Don’t you love how he breezily says, “then adds elements of complication as necessary and possible” ? Whee …!

A good scientist would be as full of awe and helplessness as was New Yorker Editor, Ross in the quote at the start of this post.

(Vogel’s book is actually really good if you’re interested in the mechanics of living things.)

[I hear Mr. Girvan snorting. Ray, go study  your left thumb.]

-Julie

http://www.unrealnature.com/

9 Comments

  1. JH> I love science; I believe in the scientific
    JH> method but I very much doubt that it has
    JH> ever or will ever find “the” truth. What
    JH> it does do, and does very well, is let us
    JH> sort out what is not true from what might
    JH> be true.

    I love you.

    I get very depressed at the number of scientists who fall into that fallacy of treating science as revelatory religion…

    Comment by Felix Grant — June 27, 2009 @ 10:34 am

  2. I used to think they all know better, but just can’t resist a bit of chest pounding. But, like you, I’m getting depressed; I think many of them really believe that it’s revelatory religion.

    Comment by unrealnature — June 27, 2009 @ 10:50 am

  3. revelatory religion

    “You are the first to arrive in fifty years. You are a puissant man. Very. Arrival of the fittest is the doctrine of Holy Darwin. Most scientific.”

    “Quant Suff!” the crowd bellowed.

    Joseph seized Foyle’s elbow in the manner of a physician taking a pulse. His devil mouth counted solemnly up to 98.

    “Your pulse. Ninety-eight-point-six,” Joseph said, producing a thermometer and shaking it reverently. “Most scientific.”

    - Alfred Bester, Tiger, Tiger

    Comment by Ray Girvan — June 28, 2009 @ 7:01 pm

  4. Ray: [grin]

    Comment by Felix Culpa — June 29, 2009 @ 2:48 am

  5. Having read Ray’s linked Wikipedia page (why do the plot summaries of sci-fi novels make me feel like I’ve strapped my head to a paintcan-mixing/jiggling machine?) — I think Mr.
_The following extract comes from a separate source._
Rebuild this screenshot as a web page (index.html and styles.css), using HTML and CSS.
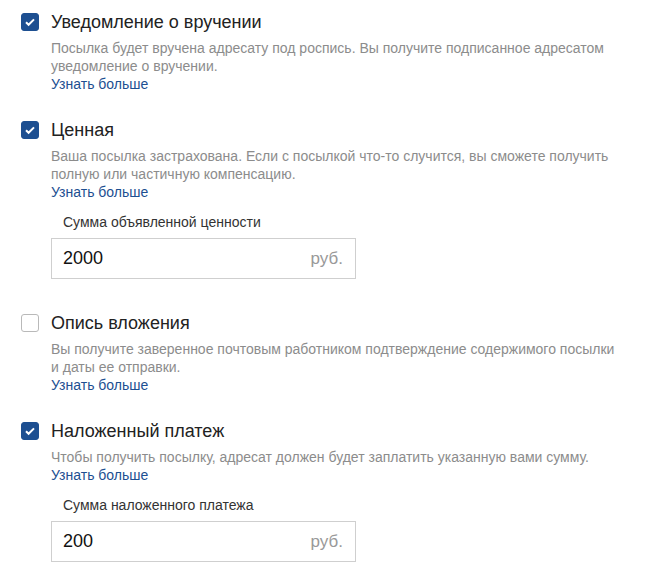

Bester must have a very unusual left thumb.

    Comment by unrealnature — June 29, 2009 @ 6:45 am

  6. the plot summaries of sci-fi novels

    In this case, I think they could have cut to the chase by saying that it’s near-as-dammit a science-fictional remake of The Count of Monte Cristo. Foyle gets marooned/imprisoned: escapes and takes revenge on those who put him there.

    Comment by Ray Girvan — June 29, 2009 @ 7:12 am

  7. Oh, if only I could touch my upper molar and go into overtime…

    Comment by Dr. C. — July 1, 2009 @ 10:20 pm

  8. DrC: And there was me thinking you worked huge amounts of overtime already! (When not fishing, of course…)

    Comment by Felix Grant — July 2, 2009 @ 2:04 am

  9. DrC: does Soul Brother handshake. For the uninitiated, see Technovelgy.